The records below must be written out exactly, with every picture left behind.

-- -- --

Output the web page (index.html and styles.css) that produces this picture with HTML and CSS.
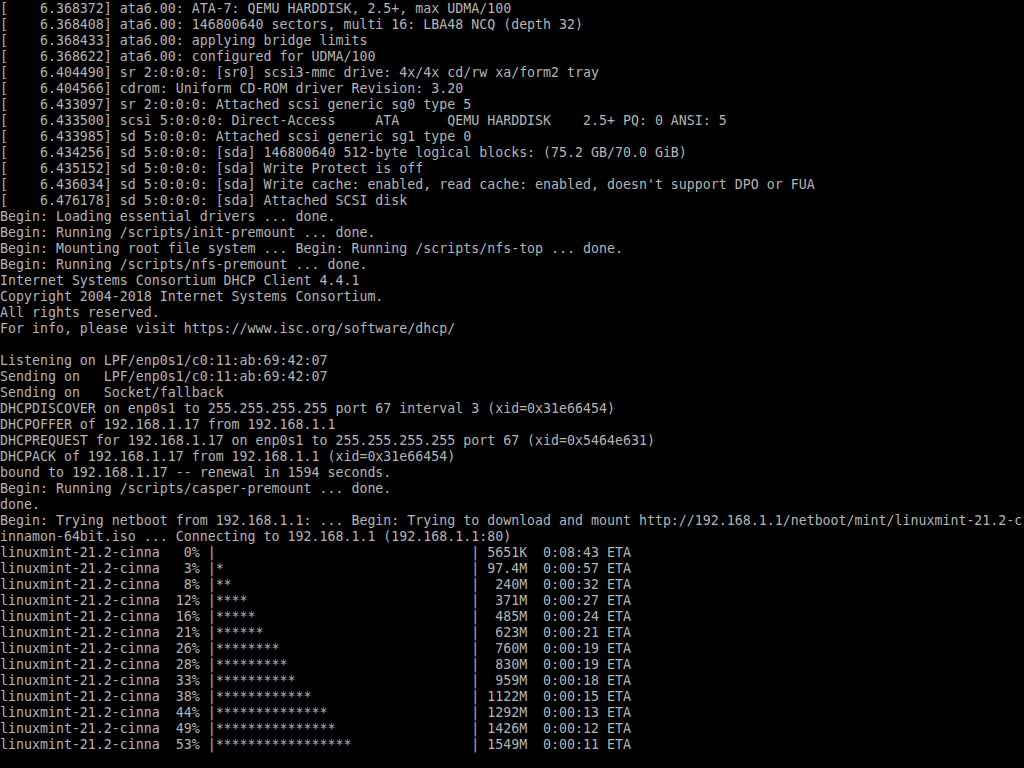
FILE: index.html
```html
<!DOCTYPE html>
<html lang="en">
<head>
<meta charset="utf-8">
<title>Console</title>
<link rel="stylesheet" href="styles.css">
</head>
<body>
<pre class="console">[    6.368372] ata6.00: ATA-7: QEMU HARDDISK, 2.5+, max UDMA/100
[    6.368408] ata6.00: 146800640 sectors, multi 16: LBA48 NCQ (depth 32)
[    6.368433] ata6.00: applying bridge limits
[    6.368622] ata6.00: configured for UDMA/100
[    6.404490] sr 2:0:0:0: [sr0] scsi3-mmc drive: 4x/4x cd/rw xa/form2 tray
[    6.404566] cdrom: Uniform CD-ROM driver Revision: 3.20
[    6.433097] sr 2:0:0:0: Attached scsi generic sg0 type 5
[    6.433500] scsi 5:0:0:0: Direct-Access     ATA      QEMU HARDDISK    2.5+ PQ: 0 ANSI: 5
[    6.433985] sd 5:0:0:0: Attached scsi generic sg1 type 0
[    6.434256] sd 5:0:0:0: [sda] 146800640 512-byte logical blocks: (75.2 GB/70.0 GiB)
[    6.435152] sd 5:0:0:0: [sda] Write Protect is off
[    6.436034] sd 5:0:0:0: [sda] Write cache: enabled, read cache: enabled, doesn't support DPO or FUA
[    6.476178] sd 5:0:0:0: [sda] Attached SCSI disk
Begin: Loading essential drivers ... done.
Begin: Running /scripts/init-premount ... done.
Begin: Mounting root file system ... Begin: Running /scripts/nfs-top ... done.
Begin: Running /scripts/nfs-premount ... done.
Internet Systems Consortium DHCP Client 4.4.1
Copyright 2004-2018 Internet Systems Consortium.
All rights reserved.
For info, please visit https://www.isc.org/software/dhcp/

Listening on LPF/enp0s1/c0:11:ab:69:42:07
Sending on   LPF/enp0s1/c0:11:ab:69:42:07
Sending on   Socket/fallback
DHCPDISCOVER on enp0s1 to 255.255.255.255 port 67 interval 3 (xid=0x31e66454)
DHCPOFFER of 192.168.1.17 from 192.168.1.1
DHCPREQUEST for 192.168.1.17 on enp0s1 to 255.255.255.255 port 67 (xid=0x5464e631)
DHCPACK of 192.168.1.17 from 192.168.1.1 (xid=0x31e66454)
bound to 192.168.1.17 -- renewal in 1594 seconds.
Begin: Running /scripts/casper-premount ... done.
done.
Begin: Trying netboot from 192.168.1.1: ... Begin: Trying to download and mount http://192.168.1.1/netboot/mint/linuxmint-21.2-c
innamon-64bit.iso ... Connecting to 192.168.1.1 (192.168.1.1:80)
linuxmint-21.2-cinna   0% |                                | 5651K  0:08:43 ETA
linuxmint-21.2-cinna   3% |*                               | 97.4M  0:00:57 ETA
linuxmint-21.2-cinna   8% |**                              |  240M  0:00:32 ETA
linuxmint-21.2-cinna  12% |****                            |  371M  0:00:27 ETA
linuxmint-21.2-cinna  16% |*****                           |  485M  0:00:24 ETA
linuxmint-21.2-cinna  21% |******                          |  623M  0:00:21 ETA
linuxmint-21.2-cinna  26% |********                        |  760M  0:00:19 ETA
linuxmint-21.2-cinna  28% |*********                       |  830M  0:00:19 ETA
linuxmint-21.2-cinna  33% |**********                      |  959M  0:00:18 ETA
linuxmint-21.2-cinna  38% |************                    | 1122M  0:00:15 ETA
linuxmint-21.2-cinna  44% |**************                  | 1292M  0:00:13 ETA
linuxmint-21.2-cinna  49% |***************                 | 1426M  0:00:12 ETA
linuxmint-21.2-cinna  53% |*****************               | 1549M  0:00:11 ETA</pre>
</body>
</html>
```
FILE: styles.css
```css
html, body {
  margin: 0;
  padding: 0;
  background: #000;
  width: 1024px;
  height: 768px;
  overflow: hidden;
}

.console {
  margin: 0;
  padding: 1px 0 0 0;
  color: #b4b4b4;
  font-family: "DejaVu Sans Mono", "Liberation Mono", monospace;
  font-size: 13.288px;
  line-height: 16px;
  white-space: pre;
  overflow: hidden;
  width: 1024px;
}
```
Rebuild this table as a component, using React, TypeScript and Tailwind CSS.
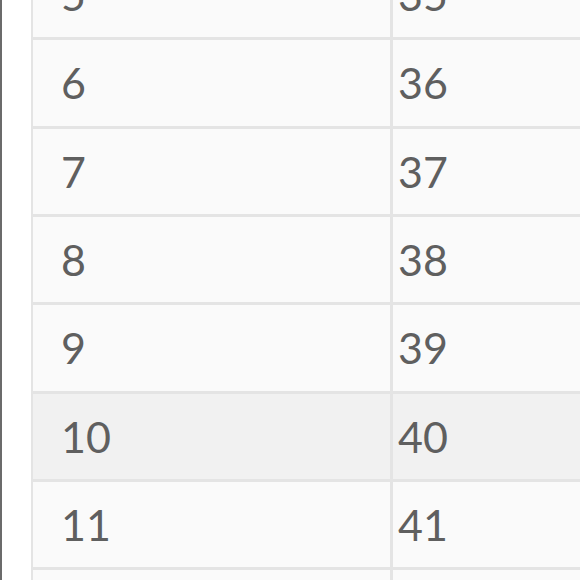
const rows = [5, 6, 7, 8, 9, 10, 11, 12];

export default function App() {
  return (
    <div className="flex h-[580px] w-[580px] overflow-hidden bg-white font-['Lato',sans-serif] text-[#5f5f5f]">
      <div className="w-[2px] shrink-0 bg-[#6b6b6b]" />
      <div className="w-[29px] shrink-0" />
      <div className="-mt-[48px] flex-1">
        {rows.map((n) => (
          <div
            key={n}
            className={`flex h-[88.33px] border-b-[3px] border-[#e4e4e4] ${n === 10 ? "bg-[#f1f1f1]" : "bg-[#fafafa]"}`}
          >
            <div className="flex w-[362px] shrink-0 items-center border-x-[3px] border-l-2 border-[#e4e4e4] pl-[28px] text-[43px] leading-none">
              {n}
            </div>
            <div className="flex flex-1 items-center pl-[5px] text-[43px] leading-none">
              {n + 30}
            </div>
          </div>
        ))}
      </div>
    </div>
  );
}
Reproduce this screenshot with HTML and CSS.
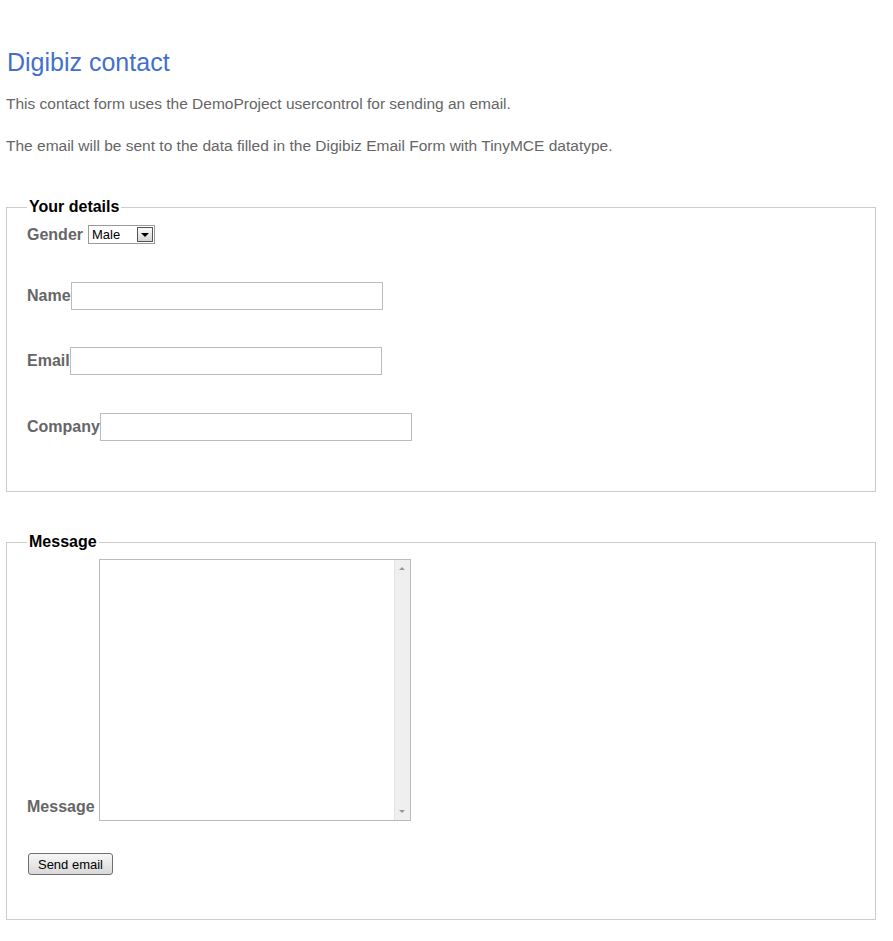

-- -- --

Solution to the exercise
Output the web page (index.html and styles.css) that produces this picture with HTML and CSS.
FILE: index.html
```html
<!DOCTYPE html>
<html lang="en">
<head>
<meta charset="utf-8">
<title>Console</title>
<link rel="stylesheet" href="styles.css">
</head>
<body>
<pre class="console">[    6.368372] ata6.00: ATA-7: QEMU HARDDISK, 2.5+, max UDMA/100
[    6.368408] ata6.00: 146800640 sectors, multi 16: LBA48 NCQ (depth 32)
[    6.368433] ata6.00: applying bridge limits
[    6.368622] ata6.00: configured for UDMA/100
[    6.404490] sr 2:0:0:0: [sr0] scsi3-mmc drive: 4x/4x cd/rw xa/form2 tray
[    6.404566] cdrom: Uniform CD-ROM driver Revision: 3.20
[    6.433097] sr 2:0:0:0: Attached scsi generic sg0 type 5
[    6.433500] scsi 5:0:0:0: Direct-Access     ATA      QEMU HARDDISK    2.5+ PQ: 0 ANSI: 5
[    6.433985] sd 5:0:0:0: Attached scsi generic sg1 type 0
[    6.434256] sd 5:0:0:0: [sda] 146800640 512-byte logical blocks: (75.2 GB/70.0 GiB)
[    6.435152] sd 5:0:0:0: [sda] Write Protect is off
[    6.436034] sd 5:0:0:0: [sda] Write cache: enabled, read cache: enabled, doesn't support DPO or FUA
[    6.476178] sd 5:0:0:0: [sda] Attached SCSI disk
Begin: Loading essential drivers ... done.
Begin: Running /scripts/init-premount ... done.
Begin: Mounting root file system ... Begin: Running /scripts/nfs-top ... done.
Begin: Running /scripts/nfs-premount ... done.
Internet Systems Consortium DHCP Client 4.4.1
Copyright 2004-2018 Internet Systems Consortium.
All rights reserved.
For info, please visit https://www.isc.org/software/dhcp/

Listening on LPF/enp0s1/c0:11:ab:69:42:07
Sending on   LPF/enp0s1/c0:11:ab:69:42:07
Sending on   Socket/fallback
DHCPDISCOVER on enp0s1 to 255.255.255.255 port 67 interval 3 (xid=0x31e66454)
DHCPOFFER of 192.168.1.17 from 192.168.1.1
DHCPREQUEST for 192.168.1.17 on enp0s1 to 255.255.255.255 port 67 (xid=0x5464e631)
DHCPACK of 192.168.1.17 from 192.168.1.1 (xid=0x31e66454)
bound to 192.168.1.17 -- renewal in 1594 seconds.
Begin: Running /scripts/casper-premount ... done.
done.
Begin: Trying netboot from 192.168.1.1: ... Begin: Trying to download and mount http://192.168.1.1/netboot/mint/linuxmint-21.2-c
innamon-64bit.iso ... Connecting to 192.168.1.1 (192.168.1.1:80)
linuxmint-21.2-cinna   0% |                                | 5651K  0:08:43 ETA
linuxmint-21.2-cinna   3% |*                               | 97.4M  0:00:57 ETA
linuxmint-21.2-cinna   8% |**                              |  240M  0:00:32 ETA
linuxmint-21.2-cinna  12% |****                            |  371M  0:00:27 ETA
linuxmint-21.2-cinna  16% |*****                           |  485M  0:00:24 ETA
linuxmint-21.2-cinna  21% |******                          |  623M  0:00:21 ETA
linuxmint-21.2-cinna  26% |********                        |  760M  0:00:19 ETA
linuxmint-21.2-cinna  28% |*********                       |  830M  0:00:19 ETA
linuxmint-21.2-cinna  33% |**********                      |  959M  0:00:18 ETA
linuxmint-21.2-cinna  38% |************                    | 1122M  0:00:15 ETA
linuxmint-21.2-cinna  44% |**************                  | 1292M  0:00:13 ETA
linuxmint-21.2-cinna  49% |***************                 | 1426M  0:00:12 ETA
linuxmint-21.2-cinna  53% |*****************               | 1549M  0:00:11 ETA</pre>
</body>
</html>
```
FILE: styles.css
```css
html, body {
  margin: 0;
  padding: 0;
  background: #000;
  width: 1024px;
  height: 768px;
  overflow: hidden;
}

.console {
  margin: 0;
  padding: 1px 0 0 0;
  color: #b4b4b4;
  font-family: "DejaVu Sans Mono", "Liberation Mono", monospace;
  font-size: 13.288px;
  line-height: 16px;
  white-space: pre;
  overflow: hidden;
  width: 1024px;
}
```
Rebuild this table as a component, using React, TypeScript and Tailwind CSS.
const rows = [5, 6, 7, 8, 9, 10, 11, 12];

export default function App() {
  return (
    <div className="flex h-[580px] w-[580px] overflow-hidden bg-white font-['Lato',sans-serif] text-[#5f5f5f]">
      <div className="w-[2px] shrink-0 bg-[#6b6b6b]" />
      <div className="w-[29px] shrink-0" />
      <div className="-mt-[48px] flex-1">
        {rows.map((n) => (
          <div
            key={n}
            className={`flex h-[88.33px] border-b-[3px] border-[#e4e4e4] ${n === 10 ? "bg-[#f1f1f1]" : "bg-[#fafafa]"}`}
          >
            <div className="flex w-[362px] shrink-0 items-center border-x-[3px] border-l-2 border-[#e4e4e4] pl-[28px] text-[43px] leading-none">
              {n}
            </div>
            <div className="flex flex-1 items-center pl-[5px] text-[43px] leading-none">
              {n + 30}
            </div>
          </div>
        ))}
      </div>
    </div>
  );
}
Reproduce this screenshot with HTML and CSS.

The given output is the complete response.